El veterano aviador se quedó de una pieza cuando en julio de 1942 fue requerido por el cuartel general de la Armada para una reunión secreta en torno a su plan en la que estaba presente nada menos que el príncipe Takamatsu, el hermano pequeño de la Sagrada Grulla, el emperador Hiro Hito (véase el libro de referencia de la aventura, The Fujita Plan, de Mark Felton, Pen & Sword, 2006). "Fujita, vamos a enviarle a bombardear el continente americano", le dijeron. A lo que el piloto contestó doblándose por la cintura con un lacónico y marcial: "¡Hai!".
Nacido en 1911, Nobuo Fujita, pequeño y nervudo, se alistó en la Armada Imperial en 1932 y, prendado de los aeroplanos y de la mística del vuelo como muchos otros jóvenes de la época, consiguió hacerse aviador de la Marina, un destino entonces exclusivísimo, una pequeña hermandad de pilotos de élite que por un tiempo reinaron en los cielos de Asia.
Aquel 9-S en la costa de Estados Unidos, tras colocarse las antiparras típicas de los pilotos japoneses en forma de ojos de gato, despegar con el buen augurio del sol naciente que se espejeaba en sus alas y escuchar los "¡banzai!" de rigor de la tripulación del I-25, Fujita y su observador, Shoji Okuda (que moriría luego durante la guerra), volaron entre neblina y lanzaron sobre un denso bosque la primera de las seis bombas de 76 kilos, que dispersaban al detonar 520 bolitas incendiarias en un área de 90 metros cuadrados. Vieron el brillo de la explosión y llamas. Vecinos del pueblecito de Brookings y guardabosques siguieron con lógica preocupación las evoluciones del avioncito japonés, y se dio la alarma, incluso al FBI. Los fuegos se extinguieron por sí mismos. Fujita volvió a atacar el día 29, esta vez de noche, con el mismo resultado. De regreso al sumergible, salieron por piernas convencidos de que habían montado una buena.
La parte bonita de la historia de Fujita viene después de la guerra (en la que continuó volando desde submarinos hasta que en 1944 le transfirieron al adiestramiento de kamikazes, un destino sin mucho futuro).
En 1997, cuando Fujita murió de cáncer de pulmón, su hija Yoriko enterró parte de sus cenizas entre los bosques que el samurái aviador quiso un día incendiar.
La siniestra Operación PX y los sumergibles portaaviones
EN UNA GRAN MATANZA COLECTIVA como fue la II Guerra Mundial, la peripecia individual de Fujita aparece como una fantástica aventura de la vieja escuela.
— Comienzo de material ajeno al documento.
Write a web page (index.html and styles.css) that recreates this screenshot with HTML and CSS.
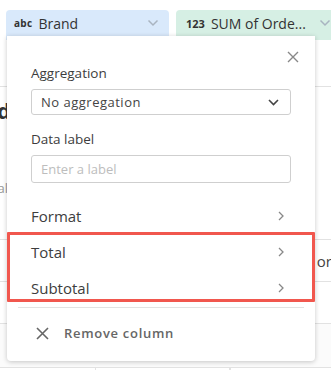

Nos recuerda que más allá de la imagen de los soldados japoneses como una horda fanatizada y salvaje -el estereotipo, a menudo bien real, esencializado en el tokko, el ataque especial, suicida, de los enjambres de kamikazes o las manadas de kaiten (torpedos humanos)-, los militares nipones también protagonizaron lances novelescos, hazañas admirables. Es el caso del as aviador Junichi Sasai, el Richtofen de Rabaul, cinturón negro de yudo -aunque en el aire no le debía servir de mucho- que a los mandos de su Zero derribó tres P-39 estadounidenses en 20 segundos y logró ¡cinco victorias! en el mismo día sobre Guadalcanal, y además era apuesto y sensible. O el de Kanichi Kashimura, el piloto que regresó con sólo un ala (hay fotos). A esa tradición de coraje y nobleza, de aeroplanos envueltos en un ethos de bushido, en flores de cerezo y haikus, pertenece Fujita. Su aventura tiene un reverso siniestro: abrió la puerta a la Operación PX. Una flota de submarinos, incluidos los nuevos gigantes de la serie I-400, verdaderos portaaviones sumergidos equipados cada uno con tres bombarderos Aichi M6A1 Seiran, debían lanzar un ataque bacteriológico contra San Francisco con material suministrado por la unidad 731 del perverso coronel Ishii. El fin de la guerra detuvo esos y otros planes devastadores.